Total cost typically runs $1,000–$2,500 for Class A, $900–$2,200 for Class B, and $400–$900 for Class C. That includes the DPOR initial fee ($400/$380/$235), the $25 Recovery Fund assessment, PSI exam fees ($72–$170 for A/B), the 8-hour pre-license course ($80–$200), each extra classification or specialty ($125), and net worth verification or a $50,000 surety bond ($200–$500 annually). Insurance, local business licenses, and exam prep add ongoing costs.
How long does it take to get a Virginia contractor license?
Most applicants finish in 3 to 6 months. The path includes 2–3 months of exam prep (Class A and B), the 8-hour pre-license course, 2–4 weeks of application package assembly, and one DPOR approval cycle. Retakes or experience documentation gaps stretch it to 9 months. The fastest realistic path is around 6 weeks for Class A/B and 4 weeks for an exam-exempt Class C applicant.
Reciprocity and penalties
Can I use my out-of-state contractor license in Virginia?
Virginia does not offer direct license-for-license reciprocity. Virginia does accept the NASCLA Accredited Examination as a substitute for the trade portion at the Building (BLD) classification.

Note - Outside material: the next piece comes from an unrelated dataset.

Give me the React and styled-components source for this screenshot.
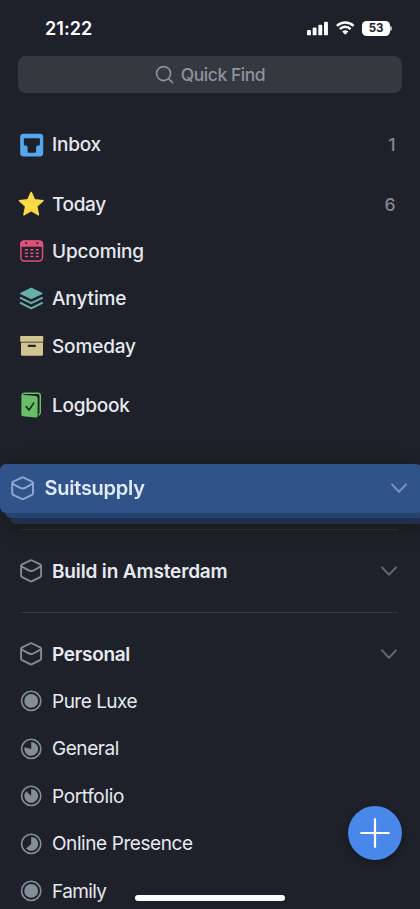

If your qualified individual passed NASCLA in another participating state, that score applies toward the Virginia application — but the Virginia Contractor Law portion is still required separately. Experience and financial responsibility requirements still apply.
What happens if I contract without a Virginia contractor license?
Per § 54.1-1115, contracting on any project over $1,000 without a license is a Class 1 misdemeanor — up to 12 months in jail and $2,500 in fines, plus civil penalties up to $500 per day. Contracts signed without the proper class are unenforceable under Virginia law, so the unlicensed contractor cannot sue the homeowner for unpaid work.